Before: JACOBS and LEVAL, Circuit Judges, and MISHLER, District Judge. *

JACOBS, Circuit Judge:

Actress Cicely Tyson, through her personal services corporation, plaintiff-appellant This Is Me, Inc., agreed to undertake the lead role in a Broadway production of "The Corn is Green" and in a contemplated taping of the production for television, and sues to recover unpaid fees for her services. Several contracts are arguably in issue; some are standard Actors' Equity (sometimes "Equity") form contracts, others are not; all are signed by and on behalf of various persons and entities as producers. At issue is the unpaid portion of a so-called "pay or play" guarantee of $750,000 payable if (as happened) the show closed before Tyson earned $750,000 in salary. Among the sufficiency of evidence issues are (i) whether the various contracts are sufficiently interrelated that they may be read together; (ii) whether the contractual phrase "a contract made in relation to the Play" includes a contract governing the videotaping; and (iii) who is bound in respect of the $750,000 pay or play guarantee.

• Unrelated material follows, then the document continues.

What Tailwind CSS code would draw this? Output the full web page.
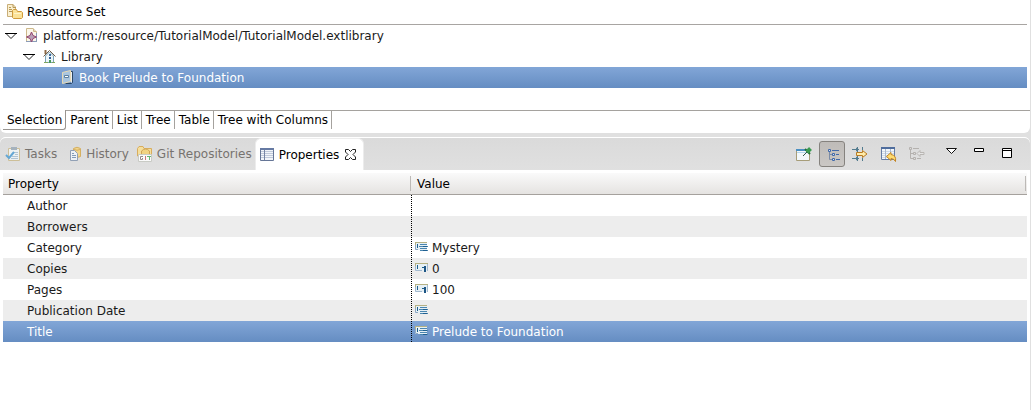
<!DOCTYPE html>
<html lang="en">
<head>
  <meta charset="UTF-8" />
  <meta name="viewport" content="width=device-width, initial-scale=1.0" />
  <title>Resource Set</title>
  <script src="https://cdn.jsdelivr.net/npm/@tailwindcss/browser@4"></script>
</head>
<body class="bg-[#e0e0e0] min-h-screen flex flex-col gap-1 pr-px font-['DejaVu_Sans',sans-serif] text-[12px] leading-5 text-[#1a1a1a] whitespace-nowrap">

  <!-- value cell icons -->
  <svg class="hidden">
    <symbol id="text-icon" viewBox="0 0 13 10">
      <rect width="12" height="8" fill="#e6f0f5" />
      <path d="M0 .5H12M.5 0V4" stroke="#b5b184" />
      <path d="M.5 3V7.500H3" fill="none" stroke="#8ea9c4" />
      <path d="M2.500 2V6" stroke="#1d5f8c" />
      <path d="M5 2.500H12M4 4.500H13M5 6.500H12M5 8.500H13" stroke="#4a86b0" />
      <path d="M8 4.500H12M8 8.500H12" stroke="#1f5f90" />
    </symbol>
    <symbol id="number-icon" viewBox="0 0 13 10">
      <rect width="13" height="8" fill="#e6f0f5" />
      <path d="M0 .5H13M.5 0V4" stroke="#b5b184" />
      <path d="M.5 3V7.500H7M12.500 1V8" fill="none" stroke="#a3bad0" />
      <path d="M2.500 2V6M7 4.500H9" stroke="#1d5f8c" />
      <path d="M9 3h2v6h-2z" fill="#1d5585" />
    </symbol>
  </svg>

  <section class="bg-white rounded-b-md h-[133px] flex flex-col">
    <h1 class="mx-[3px] pl-1 h-[25px] border-b border-[#a8a5a2] flex items-center gap-1 text-black">
      <svg class="size-4" viewBox="0 0 16 16">
        <path d="M.5 .5H6L8.500 3V12.500H.5Z" fill="#fbf0cf" stroke="#c9ae78" />
        <path d="M6 .5V3.500H9M2 3.500H4M2 5.500H5M2 7.500H5" fill="none" stroke="#b69859" />
        <path d="M5.500 13.500V6.500L6.500 5.500H9.500L10.500 7.500H14.500L15.500 8.500V13.500L14.500 14.500H6.500Z" fill="#fbe298" stroke="#d09a3c" />
        <path d="M7 9.500H14" stroke="#fff3c7" />
      </svg>
      Resource Set
    </h1>

    <ul class="mx-[3px]">
      <li class="h-[21px] pt-px pl-[2px] flex items-center">
        <svg class="w-3 h-2 mr-2" viewBox="0 0 12 8"><path d="M1 1.500L6 6.500L11 1.500" fill="#fff" stroke="#222" /><path d="M0 1.500H12" stroke="#000" /></svg>
        <svg class="size-4 mr-[2px]" viewBox="0 0 16 16">
          <path d="M1.500 .5H8L11.500 4V13.500H1.500Z" fill="#fbf7ea" stroke="#cdb88a" />
          <path d="M8.500 .5V3.500H11.500" fill="none" stroke="#cdb88a" />
          <path d="M1 13.500H12M11.500 5V13" stroke="#8a9bb8" />
          <path d="M6.500 4L8 7.500L11.500 9L8 10.500L6.500 14L5 10.500L1.500 9L5 7.500Z" fill="#b9a0b8" stroke="#94476f" />
        </svg>
        platform:/resource/TutorialModel/TutorialModel.extlibrary
      </li>
      <li class="h-[21px] pt-px pl-5 flex items-center">
        <svg class="w-3 h-2 mr-2" viewBox="0 0 12 8"><path d="M1 1.500L6 6.500L11 1.500" fill="#fff" stroke="#222" /><path d="M0 1.500H12" stroke="#000" /></svg>
        <svg class="size-4 mr-[2px]" viewBox="0 0 16 16">
          <path d="M2.500 1V5" stroke="#8d6b48" stroke-width="2" />
          <path d="M2.500 7V13.500H10.500V7L6.500 3Z" fill="#edf6fa" stroke="#7ba3b8" />
          <path d="M.5 7.500L6.500 1.500L12.500 7.500" fill="none" stroke="#6e5c48" />
          <path d="M6 5h2v2h-2z" fill="#416d9f" />
          <path d="M6 8h2v2h-2z" fill="#315d92" /><path d="M6 11h2v3h-2z" fill="#4b9a5b" />
          <path d="M1 13.500H5M9 13.500H12" stroke="#7fa65d" />
        </svg>
        Library
      </li>
      <li class="h-[21px] pt-px pl-[58px] flex items-center gap-[2px] text-white bg-linear-to-b from-[#82a6d7] to-[#658dc2]">
        <svg class="size-4" viewBox="0 0 16 16">
          <path d="M9.500 1.500H11.500V12.500L10.500 13.500H4.500" fill="none" stroke="#2c4763" />
          <path d="M1.500 2.500L9.500 .5V11.500L1.500 13.500Z" fill="#a9c5df" stroke="#e6d9b5" />
          <path d="M10.500 2V12.500" stroke="#e9eff6" />
          <path d="M3.500 5.500H7.500V7.500H3.500Z" fill="#fff" stroke="#5b7f9f" />
        </svg>
        Book Prelude to Foundation
      </li>
    </ul>

    <!-- page tabs -->
    <nav class="mt-[22px] pl-[3px] h-5 flex text-black leading-[19px]">
      <button class="h-5 pt-px pl-1 pr-[3px] border-r border-b border-[#999590] rounded-br-[3px]">Selection</button>
      <div class="grow h-[19px] border-t border-[#a5a29e] flex">
        <button class="pl-1 pr-[3px] border-r border-[#a5a29e]">Parent</button>
        <button class="pl-1 pr-[3px] border-r border-[#a5a29e]">List</button>
        <button class="pl-1 pr-[3px] border-r border-[#a5a29e]">Tree</button>
        <button class="pl-1 pr-[3px] border-r border-[#a5a29e]">Table</button>
        <button class="pl-1 pr-[3px] border-r border-[#a5a29e]">Tree with Columns</button>
      </div>
    </nav>
  </section>

  <section class="grow bg-white rounded-t-md flex flex-col">
    <header class="h-[33px] border-t border-white rounded-t-md bg-linear-to-b from-[#dadada] to-[#e0e0e0] flex justify-between">
      <nav class="flex text-[#77736f]">
        <button class="pl-[5px] flex items-center gap-1">
          <svg class="size-4" viewBox="0 0 16 16">
            <path d="M3.500 2.500H14.500V14.500H3.500Z" fill="#edf1f2" stroke="#cdbf98" />
            <path d="M6 1h6v3h-6z" fill="#a5b2bd" />
            <path d="M9 6.500H13M10 8.500H13M7 10.500H13M6 12.500H13" stroke="#b0c3d3" />
            <path d="M1 9L4 12L9 6" fill="none" stroke="#64a7d4" stroke-width="2" />
          </svg>
          Tasks
        </button>
        <button class="pl-[11px] flex items-center gap-[2px]">
          <svg class="size-4" viewBox="0 0 16 16">
            <path d="M5.500 2.500Q9 0 12.500 2.500V10.500Q9 12.500 5.500 10.500Z" fill="#f1d58c" stroke="#d4af61" />
            <path d="M6 3.500Q9 5 12 3.500" fill="none" stroke="#d4af61" />
            <path d="M2.500 4.500H6.500L9.500 7.500V14.500H2.500Z" fill="#eef2f5" stroke="#91a0b5" />
            <path d="M4 7.500H6M4 9.500H8M4 11.500H8" stroke="#829bb8" />
          </svg>
          History
        </button>
        <button class="pl-2 flex items-center gap-1">
          <svg class="size-4" viewBox="0 0 16 16">
            <path d="M.5 10V2.500L2 .5H6L7 2.500H14.500V10Z" fill="#f5df9d" stroke="#d8ad5e" />
            <path d="M4.500 8V5Q8.500 1 12.500 5V8" fill="#f1d382" stroke="#d0a557" />
            <path d="M1.500 8.500H14.500V15.500H1.500Z" fill="#fafafa" stroke="#c9cbc5" />
            <path d="M6 10.500H3.500V13.500H5.500V12" fill="none" stroke="#968b8b" />
            <path d="M8.500 10V14" stroke="#cc7777" /><path d="M10 10.500H14M12.500 10V14" stroke="#65b777" />
          </svg>
          Git Repositories
        </button>
        <button class="ml-[3px] pl-1 pr-[7px] flex items-center bg-white border-t border-l border-r border-[#ececec] rounded-t-md text-black">
          <svg class="w-[14px] h-[13px] mr-[5px]" viewBox="0 0 14 13">
            <path d="M.5 .5H13.500V12.500H.5Z" fill="#f2f5fa" stroke="#667697" />
            <path d="M0 1H14" stroke="#667aa3" stroke-width="2" />
            <path d="M1 3.500H13M1 5.500H13M1 7.500H13M1 9.500H13" stroke="#c0c9da" />
            <path d="M4.500 2V12" stroke="#7685a5" />
          </svg>
          Properties
          <svg class="size-[11px] ml-[6px]" viewBox="0 0 11 11"><path d="M.5 .5H3.500L5.500 2.500L7.500 .5H10.500V3L8 5.500L10.500 8V10.500H7.500L5.500 8.500L3.500 10.500H.5V8L3 5.500L.5 3Z" fill="#fff" stroke="#222" /></svg>
        </button>
      </nav>

      <div class="pr-[18px] flex items-center">
        <button aria-label="Pin to Selection" class="mr-[7px]">
          <svg class="size-4" viewBox="0 0 16 16">
            <path d="M.5 3.500H13.500V14.500H.5Z" fill="#f3f8fb" stroke="#a79d79" />
            <path d="M0 4H12" stroke="#4c90c2" stroke-width="2" /><path d="M1 6.500H13" stroke="#b5d7ec" />
            <path d="M7 10L11 6" stroke="#33564a" />
            <path d="M9 3L14 8" stroke="#246d38" stroke-width="2" />
            <path d="M11 6L14.500 2.500" stroke="#3a9b50" stroke-width="4" />
          </svg>
        </button>
        <button aria-label="Show Categories" class="size-[26px] mr-[7px] pl-1 pt-px flex items-center justify-center border border-[#85827e] rounded-[3px] bg-linear-to-b from-[#bebbb8] to-[#cac7c4]">
          <svg class="w-3 h-3" viewBox="0 0 12 12">
            <path d="M1.500 3V10.500H4M2 5.500H4" fill="none" stroke="#7b8ba6" />
            <path d="M.5 .5H2.500V2.500H.5ZM4.500 4.500H6.500V6.500H4.500ZM4.500 9.500H6.500V11.500H4.500Z" fill="#d9e3f3" stroke="#4169a9" />
            <path d="M4 1.500H11M8 5.500H11M8 10.500H12" stroke="#4169a9" />
          </svg>
        </button>
        <button aria-label="Show Advanced Properties" class="mr-[13px]">
          <svg class="size-4" viewBox="0 0 16 16">
            <path d="M0 3.500H7M0 12.500H7M5.500 1V6M5.500 10V15M10.500 1V4M10.500 12V15" stroke="#527b8e" />
            <path d="M4 1.500L6.500 3.500L4 5.500ZM4 10.500L6.500 12.500L4 14.500Z" fill="#527b8e" />
            <path d="M4.500 6.500H10.500V4.500L15 8L10.500 11.500V9.500H4.500Z" fill="#ffecaa" stroke="#b97b22" />
          </svg>
        </button>
        <button aria-label="Restore Default Value" class="mr-3">
          <svg class="size-4" viewBox="0 0 16 16">
            <path d="M.5 1.500H13.500V13.500H.5Z" fill="#f1f6fb" stroke="#677da4" />
            <path d="M0 2H14" stroke="#4f6d9d" stroke-width="2" />
            <path d="M1 5.500H13M1 7.500H13M1 9.500H13M1 11.500H13" stroke="#cfd9e5" /><path d="M4.500 3V13M9.500 3V13" stroke="#a9b8cf" />
            <path d="M5.500 10.500L10 6.500V8.500Q15.500 9 14.500 15.500Q13 12.500 10 12.500V14.500Z" fill="#ffdc70" stroke="#c28321" />
          </svg>
        </button>
        <button aria-label="Collapse" class="mr-[21px]" disabled>
          <svg class="size-4" viewBox="0 0 16 16">
            <path d="M1.500 4V12.500H5M2 7.500H5M4 2.500H10M8 12.500H12" fill="none" stroke="#b4b1ae" />
            <path d="M.5 1.500H2.500V3.500H.5ZM4.500 6.500H6.500V8.500H4.500ZM4.500 11.500H6.500V13.500H4.500Z" fill="#ddd" stroke="#b4b1ae" />
            <path d="M8 7.500L11 4.500V6.500H15V8.500H11V10.500Z" fill="#e5e5e5" stroke="#b9b6b3" />
          </svg>
        </button>
        <div class="h-[12px] flex items-start gap-[17px]">
          <button aria-label="View Menu"><svg class="w-[11px] h-[6px]" viewBox="0 0 11 6"><path d="M.5 .5H10.500L5.500 5.500Z" fill="#fff" stroke="#111" /></svg></button>
          <button aria-label="Minimize"><svg class="w-[11px] h-[6px]" viewBox="0 0 11 6"><path d="M.5 .5H9.500V3.500H.5Z" fill="#fff" stroke="#000" /></svg></button>
          <button aria-label="Maximize"><svg class="w-[10px] h-[11px]" viewBox="0 0 10 11"><path d="M.5 .5H9.500V9.500H.5ZM0 2.500H10" fill="#fff" stroke="#000" /></svg></button>
        </div>
      </div>
    </header>

    <div class="mt-[3px] mx-[3px] relative">
      <table class="w-full table-fixed border-separate border-spacing-0">
        <thead class="text-black">
          <tr class="h-[22px] bg-linear-to-b from-[#fafafa] to-[#e4e2e0]">
            <th class="w-[408px] p-0 border-b border-[#a5a19d] text-left font-normal"><div class="h-[15px] pl-[5px] leading-4 border-r border-[#bcb9b6]">Property</div></th>
            <th class="p-0 pr-px border-b border-[#a5a19d] text-left font-normal"><div class="h-[15px] pl-[6px] leading-4 border-r border-[#bcb9b6]">Value</div></th>
          </tr>
        </thead>
        <tbody>
          <tr class="h-[21px]">
            <td class="p-0 pt-px pl-6">Author</td>
            <td class="p-0 pt-px pl-1"></td>
          </tr>
          <tr class="h-[21px] bg-[#ededed]">
            <td class="p-0 pt-px pl-6">Borrowers</td>
            <td class="p-0 pt-px pl-1"></td>
          </tr>
          <tr class="h-[21px]">
            <td class="p-0 pt-px pl-6">Category</td>
            <td class="p-0 pt-px pl-1"><div class="h-5 flex items-center gap-1"><svg class="w-[13px] h-[10px] mb-[2px]"><use href="#text-icon" /></svg>Mystery</div></td>
          </tr>
          <tr class="h-[21px] bg-[#ededed]">
            <td class="p-0 pt-px pl-6">Copies</td>
            <td class="p-0 pt-px pl-1"><div class="h-5 flex items-center gap-1"><svg class="w-[13px] h-[10px] mb-[2px]"><use href="#number-icon" /></svg>0</div></td>
          </tr>
          <tr class="h-[21px]">
            <td class="p-0 pt-px pl-6">Pages</td>
            <td class="p-0 pt-px pl-1"><div class="h-5 flex items-center gap-1"><svg class="w-[13px] h-[10px] mb-[2px]"><use href="#number-icon" /></svg>100</div></td>
          </tr>
          <tr class="h-[21px] bg-[#ededed]">
            <td class="p-0 pt-px pl-6">Publication Date</td>
            <td class="p-0 pt-px pl-1"><div class="h-5 flex items-center gap-1"><svg class="w-[13px] h-[10px] mb-[2px]"><use href="#text-icon" /></svg></div></td>
          </tr>
          <tr class="h-[21px] text-white bg-linear-to-b from-[#82a6d7] to-[#658dc2]">
            <td class="p-0 pt-px pl-6">Title</td>
            <td class="p-0 pt-px pl-1"><div class="h-5 flex items-center gap-1"><svg class="w-[13px] h-[10px] mb-[2px]"><use href="#text-icon" /></svg>Prelude to Foundation</div></td>
          </tr>
        </tbody>
      </table>
      <!-- dotted column line over the rows -->
      <div class="absolute left-[408px] top-[22px] bottom-0 w-px bg-[repeating-linear-gradient(#000_0_1px,transparent_1px_2px)]"></div>
    </div>
  </section>

</body>
</html>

Elizabeth Taylor, the actress, and Zev Bufman, the Broadway producer, formed a theater group to produce live performances of plays on the legitimate stage and video and television versions of the same plays. They chose "The Corn is Green" as their second production, and cast Cicely Tyson in the lead role. The play soon closed, and the video was never made.

This Is Me, the corporation through which Ms. Tyson provides her services, sued Taylor and Bufman (and Zev Bufman Entertainment, Inc.) under the pay or play guarantee. Plaintiff's arguments convinced the jury, which found Taylor and Bufman personally liable. The district court, however, issued judgment as a matter of law in favor of defendants on the grounds that the individual defendants were not signatories to the only contract that contained the guarantee, and that Tyson's arguments linking Taylor and Bufman to that undertaking are barred by the parol evidence rule.

We conclude that there was sufficient evidence from which the jury could find liability, and we therefore reverse. That evidence consists of the underlying and well-disclosed purpose of the enterprise to produce the play on stage as well as on videotape, the drafting history of the contracts, the contemporaneity of the undertakings, the cross-referencing between and among the contracts, and the background undertakings of the Actors' Equity rules, accepted by all the parties, that bind the individual signatories (as producers), as well as any partnership or venture controlled by them, to employment contracts.

BACKGROUND

Following a prior collaboration as producer and actor, Zev Bufman and Elizabeth Taylor Taylor and Bufman entered into a letter of intent providing that: (i) "[a]ll profits and losses will be shared equally between us;" (ii) the primary purpose of the Group was "the production of legitimate stage plays and television/film versions of such plays;" (iii) the Group would "produce three (3) plays each year;" (iv) it would be "of the essence at this time that we do not consider any play unless we are able to acquire or have an option to acquire the rights to televise such productions;" and (v) Taylor and Bufman would "be co-producers of every project" and would "each consult with the other with respect to all major decisions." Taylor testified that upon receiving the letter of intent, she scratched out the word "losses" on her copy before signing; she maintains that therefore she is not responsible for any losses. The letter of intent contemplated a more formal contract and the formation of a "new corporation" to carry out the venture, but neither eventuality came to pass.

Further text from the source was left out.